What is required -> Look through the listing and locate every line containing the word "React"; copy those lines.

Data records ->
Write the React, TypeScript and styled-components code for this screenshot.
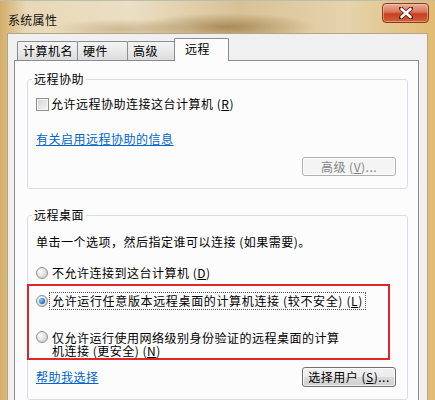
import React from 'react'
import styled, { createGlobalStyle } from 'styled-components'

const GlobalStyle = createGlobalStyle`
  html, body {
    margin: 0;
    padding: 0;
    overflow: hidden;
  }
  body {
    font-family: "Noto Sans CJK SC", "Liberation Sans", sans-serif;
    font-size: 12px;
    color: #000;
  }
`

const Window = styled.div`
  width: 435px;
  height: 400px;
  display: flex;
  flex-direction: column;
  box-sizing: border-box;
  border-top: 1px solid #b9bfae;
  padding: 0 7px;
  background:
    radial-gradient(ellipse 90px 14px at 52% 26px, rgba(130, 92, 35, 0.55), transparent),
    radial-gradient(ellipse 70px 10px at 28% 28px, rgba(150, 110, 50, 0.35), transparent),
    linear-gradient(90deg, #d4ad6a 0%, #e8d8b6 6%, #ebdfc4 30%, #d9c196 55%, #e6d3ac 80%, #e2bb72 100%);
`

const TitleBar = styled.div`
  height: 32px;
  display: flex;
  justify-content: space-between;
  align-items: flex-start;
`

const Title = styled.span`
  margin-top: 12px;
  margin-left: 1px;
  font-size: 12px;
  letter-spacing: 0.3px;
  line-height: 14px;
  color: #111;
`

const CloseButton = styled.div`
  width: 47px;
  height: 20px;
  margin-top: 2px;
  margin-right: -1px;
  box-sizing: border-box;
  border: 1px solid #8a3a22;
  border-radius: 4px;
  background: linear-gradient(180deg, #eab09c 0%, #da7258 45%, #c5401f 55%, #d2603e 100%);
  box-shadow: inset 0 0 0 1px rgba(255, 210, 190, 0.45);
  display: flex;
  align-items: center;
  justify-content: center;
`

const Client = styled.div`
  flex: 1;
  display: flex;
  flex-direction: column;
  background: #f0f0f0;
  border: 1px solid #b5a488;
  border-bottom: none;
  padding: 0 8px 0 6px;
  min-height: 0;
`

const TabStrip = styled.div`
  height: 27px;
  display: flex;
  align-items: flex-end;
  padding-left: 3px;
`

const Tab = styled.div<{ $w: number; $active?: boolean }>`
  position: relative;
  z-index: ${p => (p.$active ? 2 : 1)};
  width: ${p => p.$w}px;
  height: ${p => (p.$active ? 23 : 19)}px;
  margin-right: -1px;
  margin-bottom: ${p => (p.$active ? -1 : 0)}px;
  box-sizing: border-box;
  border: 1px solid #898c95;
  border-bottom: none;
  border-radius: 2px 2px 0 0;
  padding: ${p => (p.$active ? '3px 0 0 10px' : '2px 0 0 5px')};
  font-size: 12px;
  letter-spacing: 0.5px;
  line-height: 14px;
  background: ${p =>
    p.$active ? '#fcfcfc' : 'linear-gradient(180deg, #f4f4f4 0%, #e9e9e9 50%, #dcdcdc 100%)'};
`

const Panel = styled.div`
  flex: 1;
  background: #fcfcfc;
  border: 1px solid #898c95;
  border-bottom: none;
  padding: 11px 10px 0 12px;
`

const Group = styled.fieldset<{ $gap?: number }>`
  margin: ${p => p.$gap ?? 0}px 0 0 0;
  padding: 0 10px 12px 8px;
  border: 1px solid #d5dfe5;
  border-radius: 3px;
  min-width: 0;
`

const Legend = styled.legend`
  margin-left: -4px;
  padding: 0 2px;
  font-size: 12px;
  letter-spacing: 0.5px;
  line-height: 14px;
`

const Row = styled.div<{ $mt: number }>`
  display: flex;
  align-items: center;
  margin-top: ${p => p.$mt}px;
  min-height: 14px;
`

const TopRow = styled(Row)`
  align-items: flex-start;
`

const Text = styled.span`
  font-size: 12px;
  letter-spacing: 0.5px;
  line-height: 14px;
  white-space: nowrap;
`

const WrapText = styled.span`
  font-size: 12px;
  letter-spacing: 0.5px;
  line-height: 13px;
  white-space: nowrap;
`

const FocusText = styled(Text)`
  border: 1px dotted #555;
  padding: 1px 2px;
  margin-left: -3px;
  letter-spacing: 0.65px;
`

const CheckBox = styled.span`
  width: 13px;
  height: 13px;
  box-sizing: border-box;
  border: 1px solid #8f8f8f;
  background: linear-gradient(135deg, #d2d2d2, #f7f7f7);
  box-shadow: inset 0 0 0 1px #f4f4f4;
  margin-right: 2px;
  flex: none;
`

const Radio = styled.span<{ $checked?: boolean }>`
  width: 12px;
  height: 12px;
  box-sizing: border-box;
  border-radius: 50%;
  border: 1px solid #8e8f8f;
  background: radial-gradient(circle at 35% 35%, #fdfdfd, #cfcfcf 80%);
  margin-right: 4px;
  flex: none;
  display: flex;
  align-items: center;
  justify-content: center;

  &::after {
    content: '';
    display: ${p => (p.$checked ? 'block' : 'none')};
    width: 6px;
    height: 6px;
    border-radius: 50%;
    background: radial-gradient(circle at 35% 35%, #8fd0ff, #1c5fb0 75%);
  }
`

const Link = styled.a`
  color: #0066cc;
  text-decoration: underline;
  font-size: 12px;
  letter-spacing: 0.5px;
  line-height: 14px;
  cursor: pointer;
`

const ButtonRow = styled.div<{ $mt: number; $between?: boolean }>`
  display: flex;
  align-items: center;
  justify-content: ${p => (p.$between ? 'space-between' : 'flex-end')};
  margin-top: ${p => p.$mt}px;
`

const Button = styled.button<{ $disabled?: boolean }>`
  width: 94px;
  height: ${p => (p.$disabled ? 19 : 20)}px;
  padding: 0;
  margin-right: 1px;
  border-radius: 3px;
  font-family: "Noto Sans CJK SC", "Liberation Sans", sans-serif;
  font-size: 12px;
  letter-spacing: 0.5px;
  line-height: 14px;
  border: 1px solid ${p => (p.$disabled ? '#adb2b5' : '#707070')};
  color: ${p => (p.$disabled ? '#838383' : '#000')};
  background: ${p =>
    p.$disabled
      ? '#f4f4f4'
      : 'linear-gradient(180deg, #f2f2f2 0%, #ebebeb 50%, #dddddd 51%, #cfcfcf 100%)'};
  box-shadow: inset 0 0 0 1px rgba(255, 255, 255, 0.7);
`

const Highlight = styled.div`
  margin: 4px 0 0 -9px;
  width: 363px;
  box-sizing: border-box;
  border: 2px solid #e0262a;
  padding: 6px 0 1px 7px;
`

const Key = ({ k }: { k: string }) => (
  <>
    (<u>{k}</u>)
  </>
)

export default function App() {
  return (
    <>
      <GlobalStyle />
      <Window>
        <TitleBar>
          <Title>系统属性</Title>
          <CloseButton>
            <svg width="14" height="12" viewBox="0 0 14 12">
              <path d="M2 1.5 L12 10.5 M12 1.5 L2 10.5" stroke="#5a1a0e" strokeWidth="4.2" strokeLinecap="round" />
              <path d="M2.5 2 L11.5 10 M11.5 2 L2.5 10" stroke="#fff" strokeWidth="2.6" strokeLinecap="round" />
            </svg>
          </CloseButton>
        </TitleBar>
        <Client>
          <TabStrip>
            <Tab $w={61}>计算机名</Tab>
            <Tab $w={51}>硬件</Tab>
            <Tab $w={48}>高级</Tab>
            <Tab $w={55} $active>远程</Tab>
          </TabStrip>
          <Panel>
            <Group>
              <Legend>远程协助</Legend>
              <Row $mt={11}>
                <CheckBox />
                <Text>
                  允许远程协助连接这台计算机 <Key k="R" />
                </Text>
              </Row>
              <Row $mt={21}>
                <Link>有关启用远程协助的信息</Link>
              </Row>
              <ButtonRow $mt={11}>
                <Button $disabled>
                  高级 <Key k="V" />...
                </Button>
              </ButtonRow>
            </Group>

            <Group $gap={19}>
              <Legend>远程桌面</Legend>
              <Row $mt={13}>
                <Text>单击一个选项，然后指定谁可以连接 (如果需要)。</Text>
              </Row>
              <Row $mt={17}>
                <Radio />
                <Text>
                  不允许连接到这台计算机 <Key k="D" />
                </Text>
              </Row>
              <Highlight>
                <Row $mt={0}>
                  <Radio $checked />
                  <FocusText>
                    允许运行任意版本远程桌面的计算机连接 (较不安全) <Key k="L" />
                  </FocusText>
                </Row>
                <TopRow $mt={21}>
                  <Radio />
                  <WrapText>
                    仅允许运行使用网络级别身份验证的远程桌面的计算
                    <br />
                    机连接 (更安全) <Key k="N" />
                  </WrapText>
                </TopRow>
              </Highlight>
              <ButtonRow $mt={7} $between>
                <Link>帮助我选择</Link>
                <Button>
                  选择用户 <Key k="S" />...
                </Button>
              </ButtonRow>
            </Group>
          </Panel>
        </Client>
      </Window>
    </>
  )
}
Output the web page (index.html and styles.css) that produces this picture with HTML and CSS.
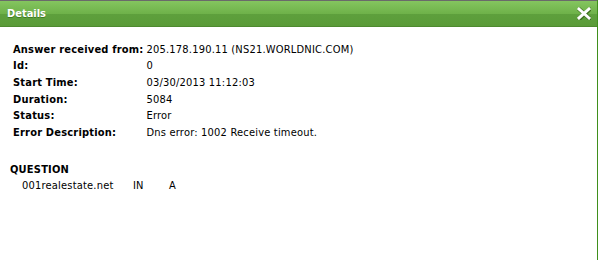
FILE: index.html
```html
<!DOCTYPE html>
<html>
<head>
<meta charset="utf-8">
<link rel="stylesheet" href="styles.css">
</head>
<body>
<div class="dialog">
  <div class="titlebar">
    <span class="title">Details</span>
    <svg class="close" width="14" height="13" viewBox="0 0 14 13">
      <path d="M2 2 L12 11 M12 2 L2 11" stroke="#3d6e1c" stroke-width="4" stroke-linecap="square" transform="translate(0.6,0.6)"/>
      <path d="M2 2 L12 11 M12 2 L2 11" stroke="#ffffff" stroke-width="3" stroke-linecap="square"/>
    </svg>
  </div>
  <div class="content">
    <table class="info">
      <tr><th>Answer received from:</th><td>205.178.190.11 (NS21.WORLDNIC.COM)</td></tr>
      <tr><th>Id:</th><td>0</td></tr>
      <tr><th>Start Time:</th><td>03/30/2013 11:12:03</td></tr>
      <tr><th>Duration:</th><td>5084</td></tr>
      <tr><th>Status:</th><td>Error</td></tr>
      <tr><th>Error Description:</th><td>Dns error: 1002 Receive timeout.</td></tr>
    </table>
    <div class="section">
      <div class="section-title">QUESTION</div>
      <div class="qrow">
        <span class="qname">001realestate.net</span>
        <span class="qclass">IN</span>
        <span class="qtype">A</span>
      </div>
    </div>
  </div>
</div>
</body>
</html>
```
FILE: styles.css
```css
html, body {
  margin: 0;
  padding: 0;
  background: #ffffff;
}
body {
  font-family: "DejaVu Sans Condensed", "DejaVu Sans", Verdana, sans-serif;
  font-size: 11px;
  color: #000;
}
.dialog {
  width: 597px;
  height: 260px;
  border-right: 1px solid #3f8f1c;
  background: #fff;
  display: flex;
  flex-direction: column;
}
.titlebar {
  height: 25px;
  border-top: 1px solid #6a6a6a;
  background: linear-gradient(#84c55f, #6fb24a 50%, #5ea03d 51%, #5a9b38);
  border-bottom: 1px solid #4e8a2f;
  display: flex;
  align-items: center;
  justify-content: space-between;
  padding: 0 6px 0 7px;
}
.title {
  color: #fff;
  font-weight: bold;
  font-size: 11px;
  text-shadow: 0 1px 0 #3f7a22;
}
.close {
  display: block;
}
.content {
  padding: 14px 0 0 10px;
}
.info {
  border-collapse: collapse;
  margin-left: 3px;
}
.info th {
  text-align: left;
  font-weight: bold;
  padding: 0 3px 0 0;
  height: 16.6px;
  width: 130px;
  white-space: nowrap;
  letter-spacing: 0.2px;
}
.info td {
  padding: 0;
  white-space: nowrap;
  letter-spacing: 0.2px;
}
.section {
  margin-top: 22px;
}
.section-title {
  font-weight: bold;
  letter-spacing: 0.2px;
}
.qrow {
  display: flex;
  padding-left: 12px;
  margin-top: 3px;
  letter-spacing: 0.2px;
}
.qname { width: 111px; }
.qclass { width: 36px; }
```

Solution for this task ->
Write the React, TypeScript and styled-components code for this screenshot.
import React from 'react'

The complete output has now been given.